The parsed references include 1) citation context(s), 2) structured data and bibliographic metadata, and 3) additional data/metadata as follows:

  • Citation context(s)
    • section: the section # as generated by the parser (Integer)
    • text_offset: the # of chars between the beginning of the article and the beginning of the <ref> tag (Integer)
    • preceding_text: the immediate 250 chars before the beginning of the <ref> tag (String)
    • succeeding_text: the immediate 250 chars after the end of the <ref> tag (String)
    • header_level: the level of the header immediately above the <ref> tag (Integer)

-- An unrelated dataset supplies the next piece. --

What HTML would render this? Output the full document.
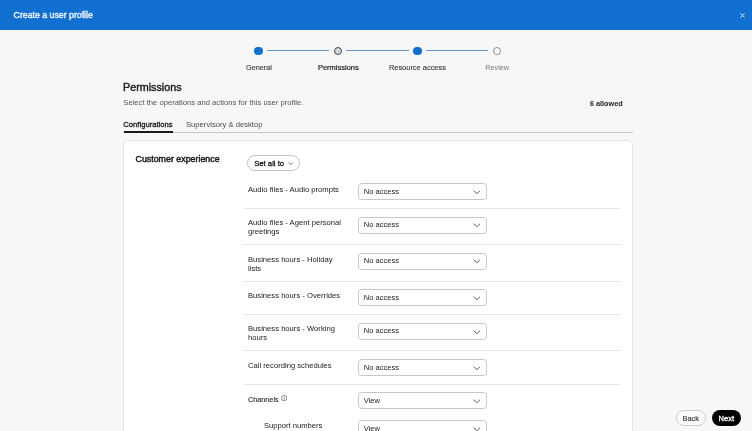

    • header_text: the text of the header immediately above the <ref> tag (String)
    • header_offset: the # of chars between the closest header and the beginning of the <ref> tag (String)
    • level_2_text: the text of the nearest preceding level 2 header (String)

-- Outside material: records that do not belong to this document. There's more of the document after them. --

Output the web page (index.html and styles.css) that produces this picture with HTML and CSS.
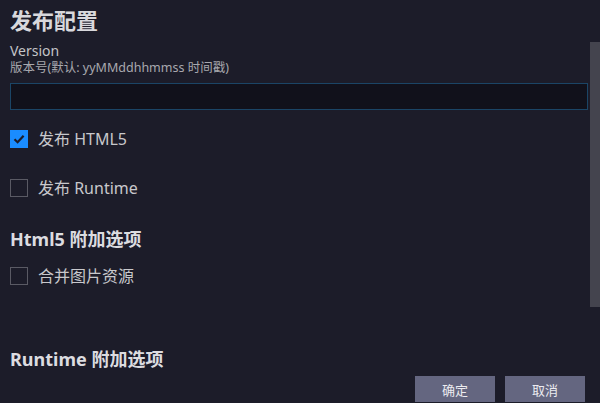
FILE: index.html
```html
<!DOCTYPE html>
<html lang="zh">
<head>
<meta charset="utf-8">
<title>发布配置</title>
<link rel="stylesheet" href="styles.css">
</head>
<body>
<div class="page">
  <div class="main">
    <h1 class="title">发布配置</h1>
    <div class="field-label">Version</div>
    <div class="field-hint">版本号(默认: yyMMddhhmmss 时间戳)</div>
    <div class="input"></div>
    <div class="check-row row-first">
      <span class="box checked"><svg width="18" height="18" viewBox="0 0 18 18"><path d="M4.5 9.2 L7.6 12.2 L13.6 5.8" fill="none" stroke="#1c1c29" stroke-width="2.2"/></svg></span>
      <span class="check-label">发布 HTML5</span>
    </div>
    <div class="check-row row-second">
      <span class="box"></span>
      <span class="check-label">发布 Runtime</span>
    </div>
    <h2 class="section">Html5 附加选项</h2>
    <div class="check-row row-third">
      <span class="box"></span>
      <span class="check-label">合并图片资源</span>
    </div>
    <h2 class="section section-runtime">Runtime 附加选项</h2>
    <div class="footer">
      <button class="btn">确定</button>
      <button class="btn">取消</button>
    </div>
  </div>
  <div class="scrollbar"><div class="thumb"></div></div>
</div>
</body>
</html>
```
FILE: styles.css
```css
html, body {
  margin: 0;
  padding: 0;
  background: #1c1c29;
}
body {
  font-family: "Noto Sans", "Noto Sans CJK SC", sans-serif;
  color: #c8c8cc;
}
.page {
  display: flex;
  width: 600px;
  height: 403px;
  overflow: hidden;
}
.main {
  flex: 1;
  display: flex;
  flex-direction: column;
  padding: 0 2px 0 10px;
}
.title {
  margin: 5px 0 0;
  font-size: 22px;
  line-height: 30px;
  font-weight: 700;
  color: #d8d8dc;
}
.field-label {
  margin-top: 7px;
  font-size: 14px;
  line-height: 18px;
  color: #c4c4c8;
}
.field-hint {
  font-size: 12.5px;
  line-height: 16px;
  color: #a8a8ae;
}
.input {
  margin-top: 7px;
  height: 25px;
  border: 1px solid #1b4566;
  background: #11111b;
}
.check-row {
  display: flex;
  align-items: center;
  height: 18px;
}
.row-first { margin-top: 20px; }
.row-second { margin-top: 31px; }
.row-third { margin-top: 17px; }
.box {
  width: 16px;
  height: 16px;
  border: 1px solid #5a5a64;
  flex: none;
}
.box.checked {
  width: 18px;
  height: 18px;
  border: none;
  background: #1a8cff;
}
.box svg { display: block; }
.check-label {
  margin-left: 10px;
  font-size: 16px;
  line-height: 18px;
  color: #c8c8cc;
}
.section {
  margin: 31px 0 0;
  font-size: 18px;
  line-height: 22px;
  font-weight: 700;
  color: #dcdce0;
}
.section-runtime {
  margin-top: 63px;
}
.footer {
  margin-top: auto;
  display: flex;
  justify-content: flex-end;
  gap: 10px;
  padding-right: 3px;
  padding-bottom: 1px;
}
.btn {
  width: 80px;
  height: 26px;
  border: none;
  background: #646680;
  color: #ececf0;
  font-family: "Noto Sans CJK SC", sans-serif;
  font-size: 13px;
  padding: 0;
}
.scrollbar {
  width: 10px;
  flex: none;
}
.thumb {
  margin-top: 42px;
  height: 265px;
  background: #44444e;
}
```
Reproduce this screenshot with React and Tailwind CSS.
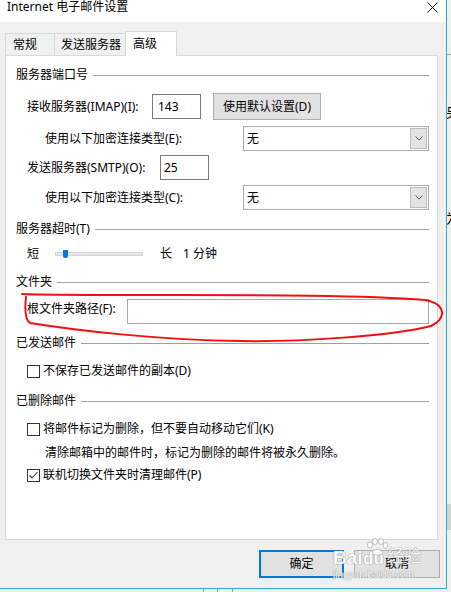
import { useState } from "react";

function Section({ title, className }) {
  return (
    <div className={`flex items-center h-[20px] ${className}`}>
      <span className="whitespace-nowrap">{title}</span>
      <div className="ml-[5px] flex-1 h-px bg-[#a0a0a0]" />
    </div>
  );
}

function Checkbox({ checked, label, className }) {
  return (
    <div className={`flex items-center h-[20px] pl-[11px] ${className}`}>
      <div className="w-[13px] h-[13px] border border-[#333] bg-white flex items-center justify-center">
        {checked && (
          <svg width="11" height="11" viewBox="0 0 11 11">
            <polyline points="1.5,5.5 4,8 9.5,2" fill="none" stroke="#333" strokeWidth="1.1" />
          </svg>
        )}
      </div>
      <span className="ml-[3px] whitespace-nowrap">{label}</span>
    </div>
  );
}

function Select({ value }) {
  return (
    <div className="flex-1 h-[25px] border border-[#ababab] bg-white flex items-center justify-between pl-[3px] pr-px">
      <span>{value}</span>
      <div className="w-[17px] h-[21px] bg-[#e3e3e3] border border-[#bcbcbc] flex items-center justify-center">
        <svg width="8" height="5" viewBox="0 0 8 5">
          <polyline points="0.5,0.5 4,4 7.5,0.5" fill="none" stroke="#555" strokeWidth="1" />
        </svg>
      </div>
    </div>
  );
}

export default function App() {
  const [checks] = useState({ noCopy: false, markDelete: false, purge: true });

  return (
    <div className="relative w-[451px] h-[592px] overflow-hidden bg-[#f0f0f0] text-black text-[12px] leading-[16px] [font-family:'Noto_Sans','Noto_Sans_CJK_SC',sans-serif]">
      <div className="flex">
        <div className="w-[447px] h-[589px] flex flex-col bg-[#f0f0f0] border-r border-b border-[#29b2c6]">
          {/* title bar */}
          <div className="h-[22px] bg-white flex items-start justify-between pl-[7px] pr-[8px]">
            <span className="leading-[14px]">Internet 电子邮件设置</span>
            <svg width="11" height="11" viewBox="0 0 11 11" className="mt-[2px]">
              <path d="M0.5 0.5 L10.5 10.5 M10.5 0.5 L0.5 10.5" stroke="#111" strokeWidth="1" />
            </svg>
          </div>

          {/* tabs */}
          <div className="relative z-10 mt-[9px] h-[24px] flex items-end pl-[5px]">
            <div className="w-[49px] h-[22px] border-l border-t border-[#d9d9d9] bg-[#f0f0f0] flex items-center pl-[7px]">常规</div>
            <div className="w-[71px] h-[22px] border-l border-t border-[#d9d9d9] bg-[#f0f0f0] flex items-center pl-[6px]">发送服务器</div>
            <div className="w-[52px] h-[25px] -mb-px border-l border-t border-r border-[#d9d9d9] bg-white flex items-center pl-[7px]">高级</div>
          </div>

          {/* panel */}
          <div className="ml-[5px] w-[433px] h-[485px] border border-[#d9d9d9] bg-white flex flex-col pl-[10px] pr-[8px] pt-[9px]">
            <Section title="服务器端口号" />

            <div className="mt-[8px] h-[27px] flex items-center pl-[11px]">
              <span className="w-[125px] whitespace-nowrap">接收服务器(IMAP)(I):</span>
              <div className="w-[49px] h-[25px] border border-[#7a7a7a] flex items-center pl-[5px]">143</div>
              <div className="ml-[12px] w-[108px] h-[27px] border border-[#adadad] bg-[#e1e1e1] flex items-center justify-center">
                使用默认设置(D)
              </div>
            </div>

            <div className="mt-[6px] h-[25px] flex items-center pl-[29px]">
              <span className="w-[198px] whitespace-nowrap">使用以下加密连接类型(E):</span>
              <Select value="无" />
            </div>

            <div className="mt-[4px] h-[25px] flex items-center pl-[11px]">
              <span className="w-[133px] whitespace-nowrap">发送服务器(SMTP)(O):</span>
              <div className="w-[49px] h-[25px] border border-[#7a7a7a] flex items-center pl-[3px]">25</div>
            </div>

            <div className="mt-[5px] h-[25px] flex items-center pl-[29px]">
              <span className="w-[198px] whitespace-nowrap">使用以下加密连接类型(C):</span>
              <Select value="无" />
            </div>

            <Section title="服务器超时(T)" className="mt-[9px]" />

            <div className="mt-[5px] h-[20px] flex items-center pl-[11px]">
              <span>短</span>
              <div className="relative ml-[16px] w-[88px] h-[4px] bg-[#e7e7e7] border border-[#d6d6d6]">
                <div className="absolute left-[7px] top-[-3px] w-[5px] h-[8px] bg-[#0078d7] rounded-b-[2px]" />
              </div>
              <span className="ml-[17px]">长</span>
              <span className="ml-[11px]">1 分钟</span>
            </div>

            <Section title="文件夹" className="mt-[8px]" />

            <div className="mt-[7px] h-[25px] flex items-center pl-[11px]">
              <span className="w-[100px] mb-[6px] whitespace-nowrap">根文件夹路径(F):</span>
              <div className="flex-1 h-[25px] border border-[#a9a9a9] bg-white" />
            </div>

            <Section title="已发送邮件" className="mt-[9px]" />
            <Checkbox checked={checks.noCopy} label="不保存已发送邮件的副本(D)" className="mt-[8px]" />

            <Section title="已删除邮件" className="mt-[10px]" />
            <Checkbox checked={checks.markDelete} label="将邮件标记为删除，但不要自动移动它们(K)" className="mt-[8px]" />
            <div className="mt-[4px] h-[20px] flex items-center pl-[29px] whitespace-nowrap">
              清除邮箱中的邮件时，标记为删除的邮件将被永久删除。
            </div>
            <Checkbox checked={checks.purge} label="联机切换文件夹时清理邮件(P)" className="mt-[2px]" />
          </div>

          {/* dialog buttons */}
          <div className="mt-[10px] flex justify-end gap-[10px] pr-[6px]">
            <div className="w-[85px] h-[28px] border-2 border-[#0078d7] bg-[#e1e1e1] flex items-center justify-center">确定</div>
            <div className="w-[86px] h-[28px] border border-[#adadad] bg-[#e1e1e1] flex items-center justify-center">取消</div>
          </div>
        </div>

        {/* sliver of the window behind */}
        <div className="w-[4px] h-[589px] overflow-hidden bg-[#efefef] flex flex-col">
          <div className="h-[55px] border-b border-[#a0a0a0]" />
          <div className="mt-[49px] -ml-px text-[13px] leading-[16px]">另</div>
          <div className="mt-[90px] -ml-px text-[13px] leading-[16px]">为</div>
          <div className="mt-[278px] h-[26px] bg-[#d2d2d2]" />
        </div>
      </div>

      {/* below the window */}
      <div className="h-[3px] flex bg-[#eeeeee]">
        <div className="ml-[203px] w-px bg-[#9a9a9a]" />
        <div className="ml-[13px] w-px bg-[#9a9a9a]" />
        <div className="ml-[14px] w-px bg-[#9a9a9a]" />
      </div>

      {/* hand-drawn red loop */}
      <svg className="absolute left-0 top-0 pointer-events-none" width="451" height="592" viewBox="0 0 451 592">
        <path
          d="M22 294 C120 297 330 292 425 300 C446 304 447 318 431 326 C392 336 300 342 240 341 C160 340 80 331 30 323 C24 319 25 306 26 297"
          fill="none"
          stroke="#f01010"
          strokeWidth="2"
          strokeLinecap="round"
        />
      </svg>

      {/* watermark */}
      <div className="absolute left-[333px] top-[537px] w-[92px] h-[44px] pointer-events-none opacity-90 text-white [text-shadow:0_0_1px_#8c8c8c,0_0_1px_#8c8c8c]">
        <svg className="absolute left-[31px] top-[1px]" width="26" height="18" viewBox="0 0 26 18">
          <g fill="#fff" stroke="#a8a8a8" strokeWidth="0.8">
            <ellipse cx="6" cy="7" rx="2.5" ry="3.2" />
            <ellipse cx="11" cy="3.5" rx="2.5" ry="3" />
            <ellipse cx="17" cy="3.5" rx="2.5" ry="3" />
            <ellipse cx="21.5" cy="7.5" rx="2.4" ry="3" />
            <path d="M8 15 C9 10 17 10 19 15 C18 18 9 18 8 15 Z" />
          </g>
        </svg>
        <span className="absolute left-0 top-[10px] text-[19px] leading-[22px] font-bold [font-family:'Liberation_Sans',sans-serif]">Bai</span>
        <span className="absolute left-[30px] top-[12px] text-[17px] leading-[20px] font-bold [font-family:'Liberation_Sans',sans-serif]">du</span>
        <span className="absolute left-[54px] top-[9px] text-[17px] leading-[20px]">经验</span>
        <span className="absolute left-0 top-[32px] text-[10px] leading-[11px] [font-family:'Liberation_Sans',sans-serif]">jingyan.baidu.com</span>
      </div>
    </div>
  );
}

    • level_2_offset: the # of chars between the nearest preceding level 2 header and the beginning of the <ref> tag (Integer)
  • Structured data and bibliographic metadata
    • templated: boolean describing whether the <ref> wraps a citation template (Boolean)
    • cite_template: the type the citation template (String)
    • urls: all the urls that appear in the content (String)
    • identifiers: all of the persistent identifiers contained in the content (String)
  • Additional data/metadata
    • revid: the revision ID associated with reference addition/deletion/edit (Integer)
    • name: the name of the reference (String)
    • raw_content: the original content between <ref> tags (String)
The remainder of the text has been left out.